Find the lines of data that contain the string "components", then list them.

(Web page code records)
◆ ◆ ◆ ◆ ◆
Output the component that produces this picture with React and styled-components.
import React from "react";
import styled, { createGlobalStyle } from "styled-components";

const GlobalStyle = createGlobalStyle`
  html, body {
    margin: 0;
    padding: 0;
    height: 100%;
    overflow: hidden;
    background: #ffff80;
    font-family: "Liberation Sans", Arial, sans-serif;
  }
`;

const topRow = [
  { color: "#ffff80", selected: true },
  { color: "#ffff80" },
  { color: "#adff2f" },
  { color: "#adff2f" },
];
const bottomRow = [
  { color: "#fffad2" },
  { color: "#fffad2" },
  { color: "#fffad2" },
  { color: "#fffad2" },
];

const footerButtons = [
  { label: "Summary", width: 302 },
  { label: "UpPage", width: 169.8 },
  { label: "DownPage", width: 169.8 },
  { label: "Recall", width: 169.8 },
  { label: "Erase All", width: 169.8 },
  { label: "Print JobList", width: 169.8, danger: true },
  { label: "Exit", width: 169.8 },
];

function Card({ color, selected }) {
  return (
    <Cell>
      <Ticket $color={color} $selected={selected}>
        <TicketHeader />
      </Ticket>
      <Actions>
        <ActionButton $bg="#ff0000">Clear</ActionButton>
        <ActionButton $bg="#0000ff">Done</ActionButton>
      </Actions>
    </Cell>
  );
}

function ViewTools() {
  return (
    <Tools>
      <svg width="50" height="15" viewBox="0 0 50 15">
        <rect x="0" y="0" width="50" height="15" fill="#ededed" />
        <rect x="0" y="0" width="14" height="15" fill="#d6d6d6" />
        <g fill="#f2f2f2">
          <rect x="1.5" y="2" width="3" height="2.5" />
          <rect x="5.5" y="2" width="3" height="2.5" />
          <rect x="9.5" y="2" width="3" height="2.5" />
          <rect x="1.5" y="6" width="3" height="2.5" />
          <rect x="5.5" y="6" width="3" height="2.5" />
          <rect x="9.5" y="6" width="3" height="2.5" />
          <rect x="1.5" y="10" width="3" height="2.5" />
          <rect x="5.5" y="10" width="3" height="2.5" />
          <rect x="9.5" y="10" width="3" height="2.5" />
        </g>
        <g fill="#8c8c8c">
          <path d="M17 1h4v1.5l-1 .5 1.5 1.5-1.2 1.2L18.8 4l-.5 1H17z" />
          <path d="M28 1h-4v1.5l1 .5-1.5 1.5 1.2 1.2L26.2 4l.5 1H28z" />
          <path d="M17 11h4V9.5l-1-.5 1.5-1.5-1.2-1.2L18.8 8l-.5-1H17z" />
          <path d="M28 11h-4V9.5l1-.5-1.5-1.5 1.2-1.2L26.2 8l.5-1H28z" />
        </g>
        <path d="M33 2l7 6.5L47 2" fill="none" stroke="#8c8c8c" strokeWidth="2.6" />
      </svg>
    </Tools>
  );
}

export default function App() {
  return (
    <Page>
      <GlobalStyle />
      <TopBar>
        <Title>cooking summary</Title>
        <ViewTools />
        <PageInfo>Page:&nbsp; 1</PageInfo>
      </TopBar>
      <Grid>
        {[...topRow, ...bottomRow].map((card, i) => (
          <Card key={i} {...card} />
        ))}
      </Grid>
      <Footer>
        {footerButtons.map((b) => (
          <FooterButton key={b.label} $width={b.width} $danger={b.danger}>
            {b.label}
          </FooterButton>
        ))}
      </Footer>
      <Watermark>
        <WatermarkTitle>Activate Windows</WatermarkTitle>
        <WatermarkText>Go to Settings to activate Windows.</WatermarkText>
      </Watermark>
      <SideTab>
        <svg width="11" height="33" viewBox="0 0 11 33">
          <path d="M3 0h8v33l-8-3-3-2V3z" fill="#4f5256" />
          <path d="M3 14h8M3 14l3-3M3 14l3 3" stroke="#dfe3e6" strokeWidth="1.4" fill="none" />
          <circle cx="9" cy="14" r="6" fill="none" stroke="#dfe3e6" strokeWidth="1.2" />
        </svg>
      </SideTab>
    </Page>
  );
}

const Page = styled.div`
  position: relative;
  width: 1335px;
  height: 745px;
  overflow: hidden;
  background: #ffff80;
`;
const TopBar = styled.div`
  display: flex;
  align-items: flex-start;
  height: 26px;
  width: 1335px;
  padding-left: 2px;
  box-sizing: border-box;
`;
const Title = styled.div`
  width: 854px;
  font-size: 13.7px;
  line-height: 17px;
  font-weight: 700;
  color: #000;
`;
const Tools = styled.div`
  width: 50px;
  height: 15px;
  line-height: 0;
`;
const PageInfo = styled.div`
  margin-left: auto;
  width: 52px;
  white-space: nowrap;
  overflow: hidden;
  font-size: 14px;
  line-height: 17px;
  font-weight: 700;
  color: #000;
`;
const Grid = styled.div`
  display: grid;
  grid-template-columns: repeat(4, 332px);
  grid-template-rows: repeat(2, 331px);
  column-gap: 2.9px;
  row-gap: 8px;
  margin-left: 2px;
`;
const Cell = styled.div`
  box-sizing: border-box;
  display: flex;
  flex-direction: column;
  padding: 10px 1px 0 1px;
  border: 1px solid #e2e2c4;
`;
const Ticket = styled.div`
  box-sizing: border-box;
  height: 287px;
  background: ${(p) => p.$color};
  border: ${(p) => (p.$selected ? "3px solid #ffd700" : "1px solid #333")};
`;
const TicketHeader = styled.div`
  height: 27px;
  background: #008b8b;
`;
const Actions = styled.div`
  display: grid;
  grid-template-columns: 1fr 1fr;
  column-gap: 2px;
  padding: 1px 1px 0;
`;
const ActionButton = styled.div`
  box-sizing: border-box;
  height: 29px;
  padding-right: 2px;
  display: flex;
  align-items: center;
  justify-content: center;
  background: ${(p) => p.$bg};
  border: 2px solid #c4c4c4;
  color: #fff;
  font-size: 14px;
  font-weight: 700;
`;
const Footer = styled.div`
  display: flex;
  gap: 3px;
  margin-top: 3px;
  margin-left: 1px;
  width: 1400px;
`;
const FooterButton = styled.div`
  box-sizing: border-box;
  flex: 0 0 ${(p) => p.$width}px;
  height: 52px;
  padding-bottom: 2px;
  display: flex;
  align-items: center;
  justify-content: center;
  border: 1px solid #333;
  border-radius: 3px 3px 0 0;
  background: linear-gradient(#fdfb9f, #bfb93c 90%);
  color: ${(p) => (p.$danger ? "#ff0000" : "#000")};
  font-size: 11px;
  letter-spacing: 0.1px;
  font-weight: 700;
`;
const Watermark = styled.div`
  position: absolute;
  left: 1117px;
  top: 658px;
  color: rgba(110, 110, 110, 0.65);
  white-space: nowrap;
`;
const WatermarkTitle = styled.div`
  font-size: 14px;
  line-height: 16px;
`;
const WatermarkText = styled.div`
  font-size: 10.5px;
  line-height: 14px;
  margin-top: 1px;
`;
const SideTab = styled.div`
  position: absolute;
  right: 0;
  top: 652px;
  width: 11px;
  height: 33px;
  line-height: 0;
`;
◆ ◆ ◆ ◆ ◆
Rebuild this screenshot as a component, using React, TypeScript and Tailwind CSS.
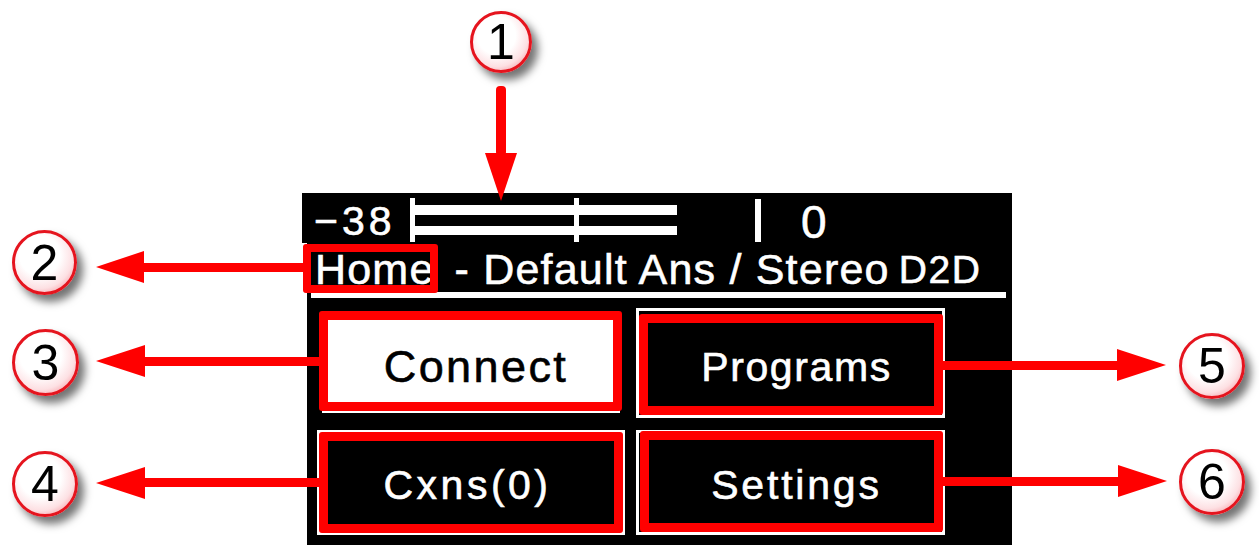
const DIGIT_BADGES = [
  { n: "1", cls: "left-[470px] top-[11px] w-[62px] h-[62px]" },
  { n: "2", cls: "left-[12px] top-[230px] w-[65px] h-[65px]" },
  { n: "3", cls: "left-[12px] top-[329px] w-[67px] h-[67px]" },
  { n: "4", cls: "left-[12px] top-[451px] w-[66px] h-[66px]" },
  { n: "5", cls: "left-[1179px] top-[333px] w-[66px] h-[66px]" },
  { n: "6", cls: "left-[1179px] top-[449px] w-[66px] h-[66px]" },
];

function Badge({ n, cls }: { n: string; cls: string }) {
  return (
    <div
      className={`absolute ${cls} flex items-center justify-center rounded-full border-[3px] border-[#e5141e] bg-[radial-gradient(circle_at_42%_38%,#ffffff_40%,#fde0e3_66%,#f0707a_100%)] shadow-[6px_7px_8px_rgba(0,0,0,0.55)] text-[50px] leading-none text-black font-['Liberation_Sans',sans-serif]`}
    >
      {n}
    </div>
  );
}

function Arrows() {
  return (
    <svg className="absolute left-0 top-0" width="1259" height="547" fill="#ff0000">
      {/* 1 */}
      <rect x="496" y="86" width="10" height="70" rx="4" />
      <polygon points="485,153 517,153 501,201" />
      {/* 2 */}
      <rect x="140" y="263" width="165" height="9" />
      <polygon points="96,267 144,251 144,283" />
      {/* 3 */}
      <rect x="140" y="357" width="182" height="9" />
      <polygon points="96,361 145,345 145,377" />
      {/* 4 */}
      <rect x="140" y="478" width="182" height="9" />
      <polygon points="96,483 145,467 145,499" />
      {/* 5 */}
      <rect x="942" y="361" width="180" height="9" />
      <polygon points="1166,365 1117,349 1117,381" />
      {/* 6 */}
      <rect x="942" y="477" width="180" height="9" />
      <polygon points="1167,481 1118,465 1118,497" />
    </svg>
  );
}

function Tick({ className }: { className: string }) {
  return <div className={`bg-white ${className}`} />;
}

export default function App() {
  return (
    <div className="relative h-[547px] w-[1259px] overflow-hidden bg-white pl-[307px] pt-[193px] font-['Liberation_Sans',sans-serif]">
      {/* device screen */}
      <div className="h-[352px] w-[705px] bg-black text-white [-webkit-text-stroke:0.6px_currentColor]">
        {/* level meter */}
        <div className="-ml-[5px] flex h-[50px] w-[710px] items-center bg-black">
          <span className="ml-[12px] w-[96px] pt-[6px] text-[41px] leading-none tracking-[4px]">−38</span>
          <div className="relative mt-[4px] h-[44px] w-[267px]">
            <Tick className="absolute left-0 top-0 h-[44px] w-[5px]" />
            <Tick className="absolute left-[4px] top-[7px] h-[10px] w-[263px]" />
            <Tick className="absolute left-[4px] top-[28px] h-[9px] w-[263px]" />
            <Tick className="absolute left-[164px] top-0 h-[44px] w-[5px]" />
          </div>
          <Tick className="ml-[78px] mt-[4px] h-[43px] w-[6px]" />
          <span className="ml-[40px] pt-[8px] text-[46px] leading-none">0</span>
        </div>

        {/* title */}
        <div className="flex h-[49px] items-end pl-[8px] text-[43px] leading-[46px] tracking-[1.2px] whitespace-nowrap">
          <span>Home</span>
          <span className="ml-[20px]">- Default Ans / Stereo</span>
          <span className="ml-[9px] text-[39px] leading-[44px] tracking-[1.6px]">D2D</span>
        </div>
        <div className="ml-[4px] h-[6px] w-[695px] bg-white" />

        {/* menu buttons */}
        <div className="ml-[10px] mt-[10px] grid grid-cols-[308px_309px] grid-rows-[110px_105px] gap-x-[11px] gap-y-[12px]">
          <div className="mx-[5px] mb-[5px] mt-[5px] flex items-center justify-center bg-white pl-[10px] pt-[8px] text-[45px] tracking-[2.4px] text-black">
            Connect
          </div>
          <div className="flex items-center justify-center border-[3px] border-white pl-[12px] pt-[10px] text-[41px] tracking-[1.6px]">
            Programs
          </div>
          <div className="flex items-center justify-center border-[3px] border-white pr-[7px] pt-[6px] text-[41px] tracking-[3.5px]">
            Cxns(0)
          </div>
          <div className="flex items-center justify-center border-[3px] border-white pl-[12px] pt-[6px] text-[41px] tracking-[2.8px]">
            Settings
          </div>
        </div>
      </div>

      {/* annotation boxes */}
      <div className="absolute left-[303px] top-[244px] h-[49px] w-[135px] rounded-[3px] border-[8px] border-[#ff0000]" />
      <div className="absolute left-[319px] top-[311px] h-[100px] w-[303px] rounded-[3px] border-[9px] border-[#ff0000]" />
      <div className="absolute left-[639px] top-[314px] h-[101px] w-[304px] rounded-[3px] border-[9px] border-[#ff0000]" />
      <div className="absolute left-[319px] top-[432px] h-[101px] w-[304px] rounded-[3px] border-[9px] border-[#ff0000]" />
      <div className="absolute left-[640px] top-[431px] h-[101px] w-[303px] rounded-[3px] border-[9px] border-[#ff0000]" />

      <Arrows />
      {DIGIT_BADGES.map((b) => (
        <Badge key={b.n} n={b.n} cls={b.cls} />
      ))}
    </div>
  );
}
◆ ◆ ◆ ◆ ◆
Solution to the problem —
Output the component that produces this picture with React and styled-components.
import styled, { createGlobalStyle } from "styled-components";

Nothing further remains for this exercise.